First, the nonfederal claim in this case was simply not ancillary to the federal one in the same sense that, for example, the impleader by a defendant of a third-party defendant always is. A third-party complaint depends at least in part upon the resolution of the primary lawsuit. . . . Its relation to the original complaint is thus not mere factual similarity but logical dependence. . . . The respondent's claim against the petitioner, however, was entirely separate from her original claim against OPPD, since the petitioner's liability to her depended not at all upon whether or not OPPD was also liable. Far from being an ancillary and dependent claim, it was a new and independent one.

Second, the nonfederal claim here was asserted by the plaintiff, who voluntarily chose to bring suit upon a state-law claim in a federal court. By contrast, ancillary jurisdiction typically involves claims by a defending party haled into court against his will, or by another person whose rights might be irretrievably lost unless he could assert them in an ongoing action in a federal court. A plaintiff cannot complain if ancillary jurisdiction does not encompass all of his possible claims in a case such as this one, since it is he who has chosen the federal rather than the state forum and must thus accept its limitations. “[T]he efficiency plaintiff seeks so avidly is available without question in the state courts.” . . .

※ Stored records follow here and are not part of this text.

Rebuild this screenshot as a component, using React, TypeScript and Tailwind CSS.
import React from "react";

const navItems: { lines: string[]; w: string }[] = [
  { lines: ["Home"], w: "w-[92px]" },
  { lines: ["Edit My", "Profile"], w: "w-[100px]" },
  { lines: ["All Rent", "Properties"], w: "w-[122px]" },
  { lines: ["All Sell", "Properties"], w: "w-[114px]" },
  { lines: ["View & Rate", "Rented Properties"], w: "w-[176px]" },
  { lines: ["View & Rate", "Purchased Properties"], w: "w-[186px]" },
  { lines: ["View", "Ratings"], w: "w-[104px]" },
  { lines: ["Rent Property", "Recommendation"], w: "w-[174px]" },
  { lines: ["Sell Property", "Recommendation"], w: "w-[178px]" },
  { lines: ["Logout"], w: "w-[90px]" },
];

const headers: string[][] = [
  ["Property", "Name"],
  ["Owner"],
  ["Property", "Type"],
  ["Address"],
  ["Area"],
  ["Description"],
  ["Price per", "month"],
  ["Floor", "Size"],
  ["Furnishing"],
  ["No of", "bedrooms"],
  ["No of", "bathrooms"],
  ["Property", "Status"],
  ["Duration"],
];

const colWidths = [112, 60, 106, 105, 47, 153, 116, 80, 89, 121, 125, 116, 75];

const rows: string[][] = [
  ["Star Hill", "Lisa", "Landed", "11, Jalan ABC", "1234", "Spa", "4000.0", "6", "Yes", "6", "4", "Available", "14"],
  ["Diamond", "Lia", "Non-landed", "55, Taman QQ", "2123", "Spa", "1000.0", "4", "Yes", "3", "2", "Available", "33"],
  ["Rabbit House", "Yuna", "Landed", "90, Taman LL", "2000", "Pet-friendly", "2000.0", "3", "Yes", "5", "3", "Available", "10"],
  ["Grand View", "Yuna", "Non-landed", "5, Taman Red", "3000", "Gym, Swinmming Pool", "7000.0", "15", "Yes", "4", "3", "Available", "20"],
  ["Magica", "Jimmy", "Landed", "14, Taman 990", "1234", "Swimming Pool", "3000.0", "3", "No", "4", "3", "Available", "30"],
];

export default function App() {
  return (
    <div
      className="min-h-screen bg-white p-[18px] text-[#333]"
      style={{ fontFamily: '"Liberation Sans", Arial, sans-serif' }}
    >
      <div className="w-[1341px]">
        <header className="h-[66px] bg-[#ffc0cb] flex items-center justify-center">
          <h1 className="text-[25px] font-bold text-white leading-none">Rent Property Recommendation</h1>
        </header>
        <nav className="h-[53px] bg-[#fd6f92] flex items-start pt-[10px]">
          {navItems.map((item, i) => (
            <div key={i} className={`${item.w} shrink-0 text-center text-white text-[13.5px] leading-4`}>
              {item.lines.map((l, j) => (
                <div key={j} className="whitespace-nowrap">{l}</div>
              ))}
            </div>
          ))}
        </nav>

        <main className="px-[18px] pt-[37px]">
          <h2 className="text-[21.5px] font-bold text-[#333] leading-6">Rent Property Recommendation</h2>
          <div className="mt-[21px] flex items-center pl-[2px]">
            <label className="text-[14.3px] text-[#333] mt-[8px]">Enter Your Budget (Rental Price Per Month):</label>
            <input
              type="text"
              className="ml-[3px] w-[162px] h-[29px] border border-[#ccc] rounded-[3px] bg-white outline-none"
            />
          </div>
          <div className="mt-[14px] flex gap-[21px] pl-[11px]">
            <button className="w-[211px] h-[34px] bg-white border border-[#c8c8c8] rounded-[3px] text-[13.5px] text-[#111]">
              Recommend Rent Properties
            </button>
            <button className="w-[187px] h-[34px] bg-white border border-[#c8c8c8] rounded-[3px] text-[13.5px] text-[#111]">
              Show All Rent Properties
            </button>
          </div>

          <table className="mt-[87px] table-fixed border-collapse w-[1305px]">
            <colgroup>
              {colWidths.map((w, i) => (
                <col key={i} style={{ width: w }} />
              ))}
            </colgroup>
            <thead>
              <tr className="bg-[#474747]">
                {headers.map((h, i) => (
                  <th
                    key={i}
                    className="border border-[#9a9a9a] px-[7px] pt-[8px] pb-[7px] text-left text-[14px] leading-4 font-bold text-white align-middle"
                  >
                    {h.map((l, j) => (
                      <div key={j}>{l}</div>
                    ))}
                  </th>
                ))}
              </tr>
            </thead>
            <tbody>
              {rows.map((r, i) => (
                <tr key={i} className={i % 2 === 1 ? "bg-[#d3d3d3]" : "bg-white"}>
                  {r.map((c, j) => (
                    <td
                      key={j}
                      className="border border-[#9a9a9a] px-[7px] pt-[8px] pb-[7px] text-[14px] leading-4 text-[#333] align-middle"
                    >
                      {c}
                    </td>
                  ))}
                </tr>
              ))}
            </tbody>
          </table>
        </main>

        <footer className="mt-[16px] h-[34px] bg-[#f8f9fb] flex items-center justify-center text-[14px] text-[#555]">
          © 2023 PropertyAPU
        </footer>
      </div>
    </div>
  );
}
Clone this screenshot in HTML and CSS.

It is not unreasonable to assume that, in generally requiring complete diversity, Congress did not intend to confine the jurisdiction of federal courts so inflexibly that they are unable to protect legal rights or effectively to resolve an entire, logically entwined lawsuit. Those practical needs are the basis of the doctrine of ancillary jurisdiction. But neither the convenience of litigants nor considerations of judicial economy can suffice to justify extension of the doctrine of ancillary jurisdiction to a plaintiff's cause of action against a citizen of the same State in a diversity case. Congress has established the basic rule that diversity jurisdiction exists under 28 U.S.C. Sec. 1332 only when there is complete diversity of citizenship. “The policy of the statute calls for its strict construction.” . . . To allow the requirement of complete diversity to be circumvented as it was in this case would simply flout the congressional command.

Accordingly, the judgment of the Court of Appeals is reversed.

It is so ordered.

Mr. Justice WHITE, with whom Mr. Justice BRENNAN joins, dissenting.

The Court today states that “[i]t is not unreasonable to assume that, in generally requiring complete diversity, Congress did not intend to confine the jurisdiction of federal courts so inflexibly that they are unable . . . effectively to resolve an entire, logically entwined lawsuit.” . . . In spite of this recognition, the majority goes on to hold that in diversity suits federal courts do not have the jurisdictional power to entertain a claim asserted by a plaintiff against a third-party defendant, no matter how entwined it is with the matter already before the court, unless there is an independent basis for jurisdiction over that claim. Because I find no support for such a requirement in either Art. III of the Constitution or in any statutory law, I dissent from the Court's “unnecessarily grudging” approach.

[. . .]

We have previously noted that “[s]ubsequent decisions of this Court indicate that Strawbridge is not to be given an expansive reading.” . . . In light of this teaching, it seems to me appropriate to view Sec. 1332 as requiring complete diversity only between the plaintiff and those parties he actually brings into the suit. Beyond that, I would hold that in a diversity case the District Court has power, both constitutional and statutory, to entertain all claims among the parties arising from the same nucleus of operative fact as the plaintiff's original, jurisdiction-conferring claim against the defendant. Accordingly, I dissent from the Court's disposition of the present case.